> **WHAT THIS TASK INVOLVES**:
Whenever a line below holds the word "components", copy that line.

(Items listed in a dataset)
▽
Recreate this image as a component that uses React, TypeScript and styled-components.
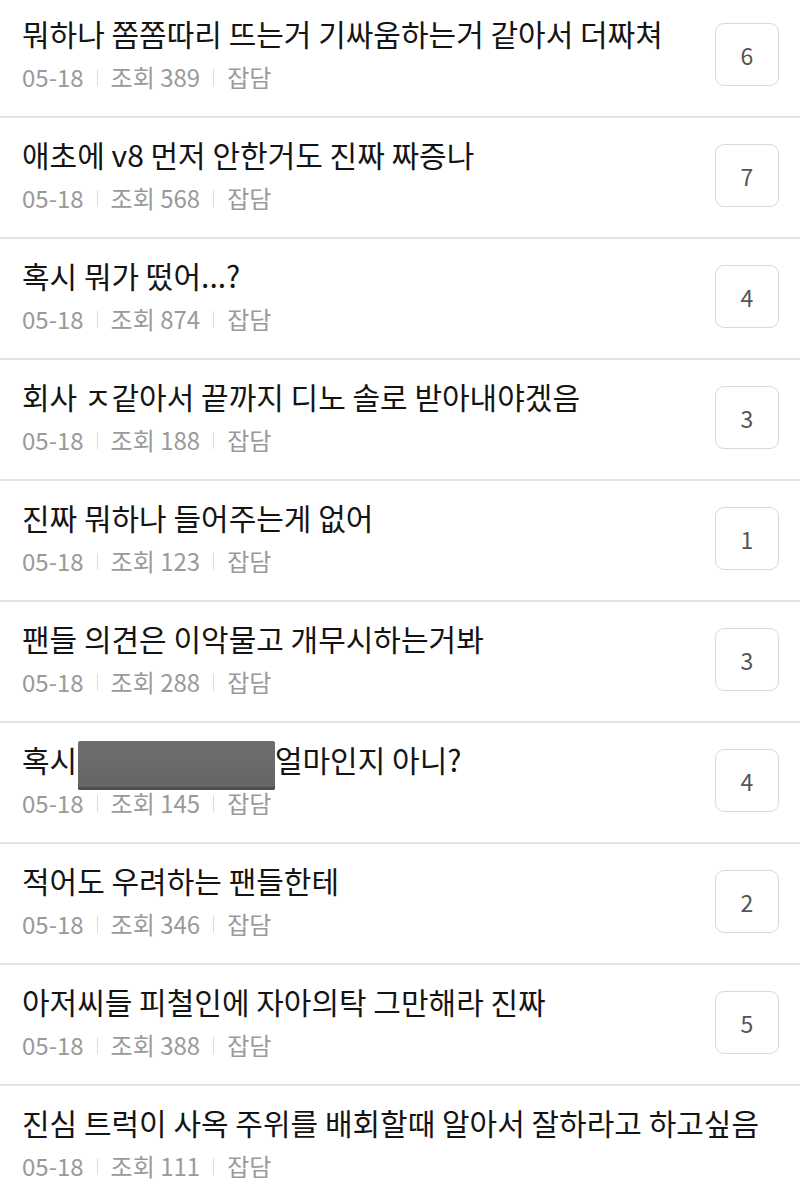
import styled, { createGlobalStyle } from "styled-components"

const GlobalStyle = createGlobalStyle`
    html, body {
        margin: 0;
        padding: 0;
        background: #fff;
    }
    body {
        font-family: "Noto Sans CJK KR", "Noto Sans", sans-serif;
        overflow: hidden;
    }
`

const List = styled.ul`
    list-style: none;
    margin: -3px 0 0;
    padding: 0;
`

const Row = styled.li`
    display: flex;
    align-items: center;
    height: 111px;
    padding: 0 21px 8px 22px;
    border-bottom: 2px solid #e3e3e3;
`

const Body = styled.div`
    flex: 1;
    min-width: 0;
    display: flex;
    flex-direction: column;
`

const Title = styled.div`
    font-size: 30px;
    line-height: 40px;
    color: #141414;
    white-space: nowrap;
`

const Hidden = styled.span`
    display: inline-block;
    position: relative;
    width: 197px;
    height: 40px;
    margin-left: -6px;
    vertical-align: top;
    &::after {
        content: "";
        position: absolute;
        left: 0;
        right: 0;
        top: 2px;
        height: 49px;
        border-radius: 2px;
        background: linear-gradient(#6e6e6e, #656565);
        box-shadow: inset 0 -3px 0 #4d4d57;
    }
`

const Meta = styled.div`
    display: flex;
    align-items: center;
    margin-top: 9px;
    font-size: 24px;
    line-height: 30px;
    color: #9a9a9a;
`

const Sep = styled.span`
    width: 1px;
    height: 17px;
    background: #dcdcdc;
    margin: 0 13px;
`

const Count = styled.div`
    flex: none;
    width: 62px;
    height: 61px;
    margin-top: 4px;
    border: 1.5px solid #d9d9d9;
    border-radius: 9px;
    display: flex;
    align-items: center;
    justify-content: center;
    font-size: 23px;
    color: #555;
`

type Post = { title: string; views: number; count?: number; redacted?: [string, string] }

const posts: Post[] = [
    { title: "뭐하나 쫌쫌따리 뜨는거 기싸움하는거 같아서 더짜쳐", views: 389, count: 6 },
    { title: "애초에 v8 먼저 안한거도 진짜 짜증나", views: 568, count: 7 },
    { title: "혹시 뭐가 떴어...?", views: 874, count: 4 },
    { title: "회사 ㅈ같아서 끝까지 디노 솔로 받아내야겠음", views: 188, count: 3 },
    { title: "진짜 뭐하나 들어주는게 없어", views: 123, count: 1 },
    { title: "팬들 의견은 이악물고 개무시하는거봐", views: 288, count: 3 },
    { title: "", views: 145, count: 4, redacted: ["혹시 ", "얼마인지 아니?"] },
    { title: "적어도 우려하는 팬들한테", views: 346, count: 2 },
    { title: "아저씨들 피철인에 자아의탁 그만해라 진짜", views: 388, count: 5 },
    { title: "진심 트럭이 사옥 주위를 배회할때 알아서 잘하라고 하고싶음", views: 111 },
]

const App = () => (
    <>
        <GlobalStyle />
        <List>
            {posts.map((p, i) => (
                <Row key={i}>
                    <Body>
                        <Title>
                            {p.redacted ? <>{p.redacted[0]}<Hidden />{p.redacted[1]}</> : p.title}
                        </Title>
                        <Meta>
                            05-18<Sep />조회 {p.views}<Sep />잡담
                        </Meta>
                    </Body>
                    {p.count !== undefined && <Count>{p.count}</Count>}
                </Row>
            ))}
        </List>
    </>
)

export default App
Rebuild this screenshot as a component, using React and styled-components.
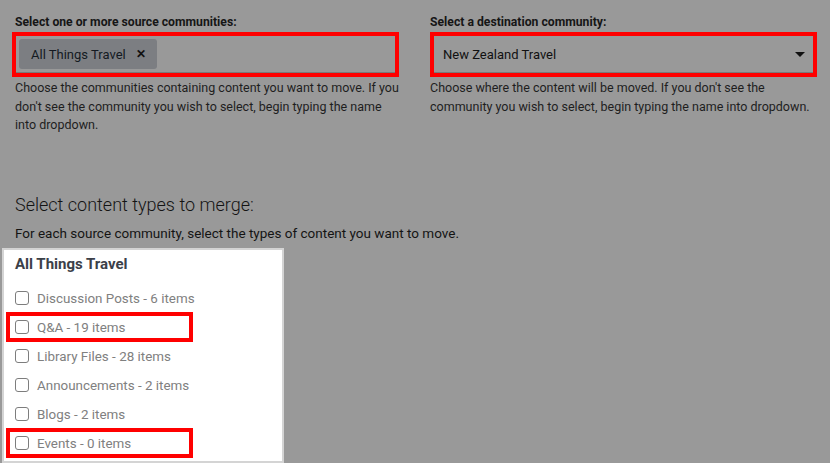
import React from 'react';
import styled, { createGlobalStyle } from 'styled-components';

const GlobalStyle = createGlobalStyle`
  html, body {
    margin: 0;
    padding: 0;
    background: #999999;
    font-family: Roboto, "Liberation Sans", Arial, sans-serif;
    color: #1c1c1c;
  }
  *, *::before, *::after { box-sizing: border-box; }
`;

const Page = styled.div`
  width: 830px;
  height: 463px;
  overflow: hidden;
  background: #999999;
  padding: 15px 13px 0 15px;
`;

const FieldRow = styled.div`
  display: grid;
  grid-template-columns: 384px 387px;
  column-gap: 31px;
`;

const Column = styled.div`
  display: flex;
  flex-direction: column;
`;

const Label = styled.label`
  font-size: 12.2px;
  font-weight: 700;
  line-height: 15px;
  color: #161616;
  margin-bottom: 2px;
`;

const Field = styled.div`
  height: 45px;
  border: 4px solid #ff0000;
  margin-left: ${p => p.$shift || 0}px;
  background: #999999;
`;

const Control = styled.div`
  height: 100%;
  display: flex;
  align-items: center;
  border-bottom: 1px solid #7a7a7a;
  padding: ${p => p.$pad || '0 3px'};
  justify-content: ${p => p.$between ? 'space-between' : 'flex-start'};
  font-size: 13px;
  color: #111;
`;

const Tag = styled.span`
  display: inline-flex;
  align-items: center;
  gap: 10px;
  height: 30px;
  padding: 0 11px 0 12px;
  background: #7c7e82;
  border-radius: 3px;
  font-size: 13px;
  color: #141a22;
`;

const Remove = styled.span`
  font-size: 12px;
  font-weight: 700;
  color: #111;
`;

const Caret = styled.span`
  width: 0;
  height: 0;
  border-left: 5px solid transparent;
  border-right: 5px solid transparent;
  border-top: 5px solid #111;
  margin-right: 1px;
`;

const Help = styled.p`
  margin: 2px 0 0;
  font-size: 12.5px;
  line-height: 18.5px;
  color: #1e1e1e;
`;

const Section = styled.div`
  margin-top: 59px;
`;

const Heading = styled.h2`
  margin: 0;
  font-size: 18px;
  font-weight: 300;
  line-height: 22px;
  color: #141414;
`;

const Intro = styled.p`
  margin: 8px 0 0;
  font-size: 13.5px;
  line-height: 18px;
  color: #141414;
`;

const Panel = styled.div`
  margin: 6px 0 0 -13px;
  width: 282px;
  background: #ffffff;
  border: 2px solid #d4d4d4;
  padding: 5px 12px 3px 11px;
`;

const PanelTitle = styled.div`
  font-size: 15px;
  font-weight: 700;
  line-height: 18px;
  color: #3b4048;
  margin-bottom: 11px;
`;

const List = styled.div`
  display: flex;
  flex-direction: column;
`;

const Item = styled.label`
  position: relative;
  display: flex;
  align-items: center;
  gap: 8px;
  height: 29px;
  font-size: 13.4px;
  color: #808080;

  &::after {
    content: '';
    display: ${p => p.$highlight ? 'block' : 'none'};
    position: absolute;
    left: -9px;
    top: -1px;
    width: 187px;
    height: 30px;
    border: 4px solid #ff0000;
  }
`;

const Box = styled.span`
  width: 14px;
  height: 14px;
  border: 1px solid #7d7d7d;
  border-radius: 3px;
  background: #fff;
  flex-shrink: 0;
`;

const items = [
  { label: 'Discussion Posts - 6 items' },
  { label: 'Q&A - 19 items', highlight: true },
  { label: 'Library Files - 28 items' },
  { label: 'Announcements - 2 items' },
  { label: 'Blogs - 2 items' },
  { label: 'Events - 0 items', highlight: true },
];

export default function App() {
  return (
    <>
      <GlobalStyle />
      <Page>
        <FieldRow>
          <Column>
            <Label>Select one or more source communities:</Label>
            <Field $shift={-3}>
              <Control>
                <Tag>All Things Travel <Remove>✕</Remove></Tag>
              </Control>
            </Field>
            <Help>
              Choose the communities containing content you want to move. If you don't see the community you wish to select, begin typing the name into dropdown.
            </Help>
          </Column>
          <Column>
            <Label>Select a destination community:</Label>
            <Field>
              <Control $pad="0 7px 0 9px" $between>
                <span>New Zealand Travel</span>
                <Caret />
              </Control>
            </Field>
            <Help>
              Choose where the content will be moved. If you don't see the community you wish to select, begin typing the name into dropdown.
            </Help>
          </Column>
        </FieldRow>

        <Section>
          <Heading>Select content types to merge:</Heading>
          <Intro>For each source community, select the types of content you want to move.</Intro>
          <Panel>
            <PanelTitle>All Things Travel</PanelTitle>
            <List>
              {items.map(it => (
                <Item key={it.label} $highlight={it.highlight}>
                  <Box />
                  {it.label}
                </Item>
              ))}
            </List>
          </Panel>
        </Section>
      </Page>
    </>
  );
}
△
> **WRITTEN RESPONSE**:
Recreate this image as a component that uses React, TypeScript and styled-components.
import styled, { createGlobalStyle } from "styled-components"
Rebuild this screenshot as a component, using React and styled-components.
import styled, { createGlobalStyle } from 'styled-components';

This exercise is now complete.